Mitigation of nonlinear fiber distortion using phase conjugation

University dissertation from Chalmers University of Technology

Abstract: This thesis is devoted to the study of fiber-optic communication systems that mitigate nonlinear distortion due to the Kerr effect by transmitting a phase-conjugated copy alongside the signal followed by coherent superposition. This kind of communication systems are referred to as phase-conjugated twin waves systems when the phase-conjugated copy is transmitted on the orthogonal polarization. The nonlinear distortion due to the Kerr effect is one of the main limiting factors in modern coherent fiber-optic communication systems and it is of high interest to design communication systems that have a higher tolerance for nonlinear distortion at high optical launch powers.

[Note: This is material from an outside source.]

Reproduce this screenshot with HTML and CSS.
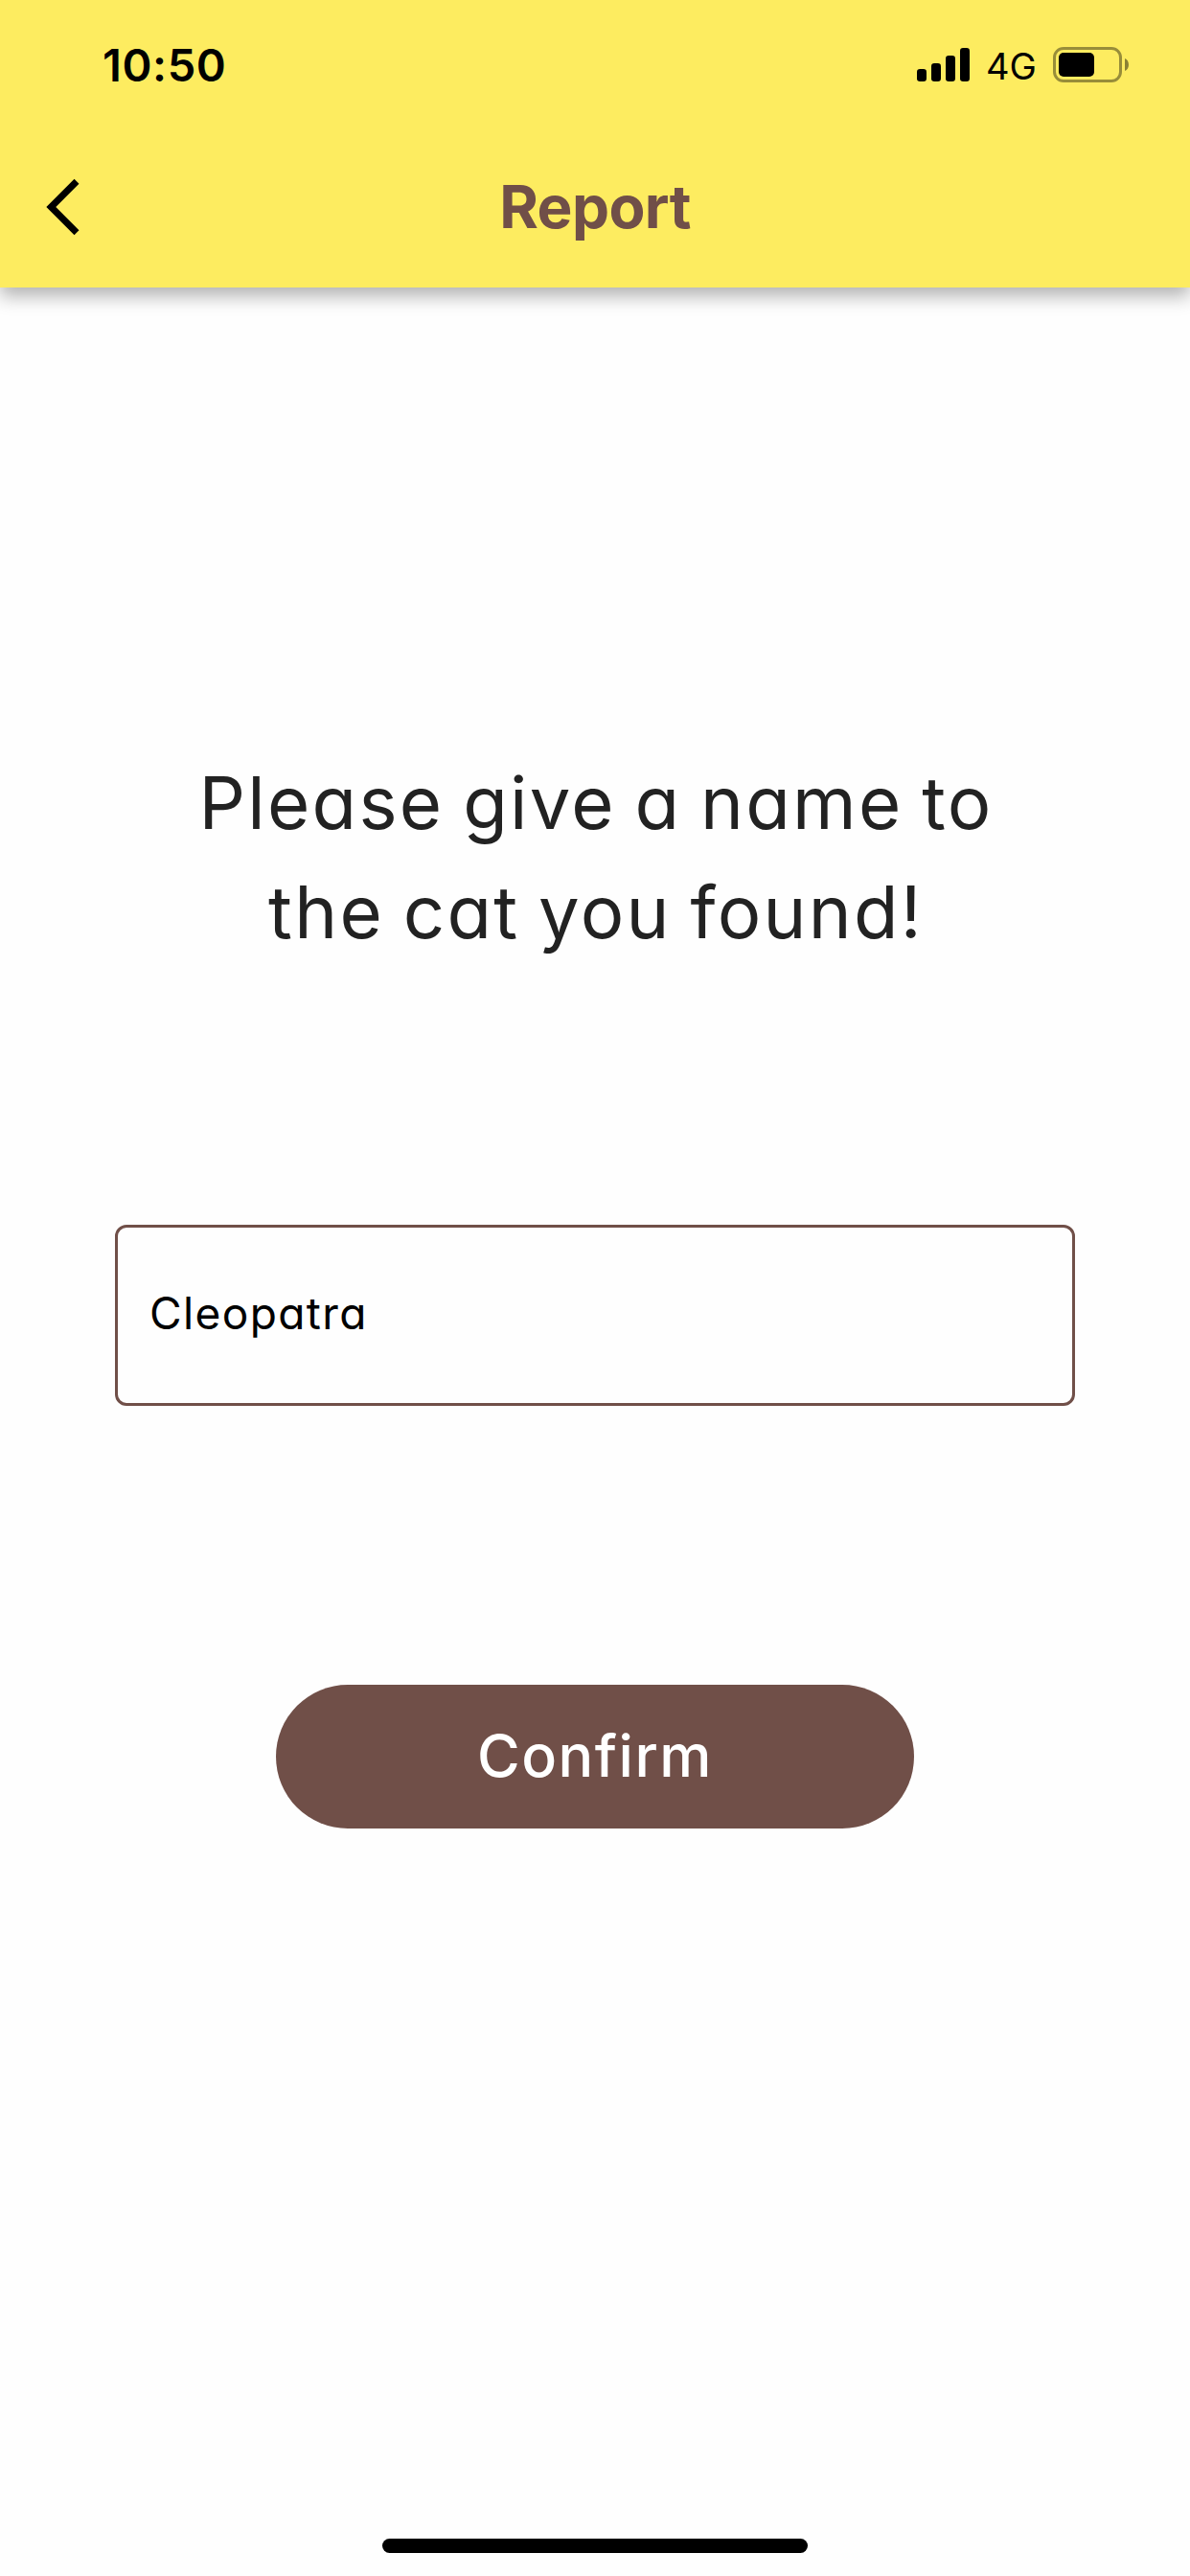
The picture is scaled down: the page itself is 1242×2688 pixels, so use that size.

With a perturbation analysis and numerical modelling, we investigate a time domain implementation, transmitting the signal and the phase-conjugated copy in different time slots. We show that even though this scheme is predicted by the perturbation analysis to perform worse compared to regular phase-conjugated twin waves, the numerical results show that it performs comparably. Also it is argued that the time domain scheme could be easier to implement in practice. We then make an experimental comparison between a link performing coherent superposition in digital signal processing and a link performing coherent superposition all-optically in a phase-sensitive amplifier. The results from that comparison show that the performance in the nonlinear regime is comparable with both approaches. Last, we investigate numerically the impact of the span power map in single- and multi-span links that perform the coherent superposition inline with the use of phase-sensitive amplifiers. It is shown that by employing distributed Raman amplification in a multispan phase-sensitive amplifier link, it is possible to achieve significant increases in tolerance against nonlinear distortion leading to increased transmission reach, in some cases by as much as a factor of 8.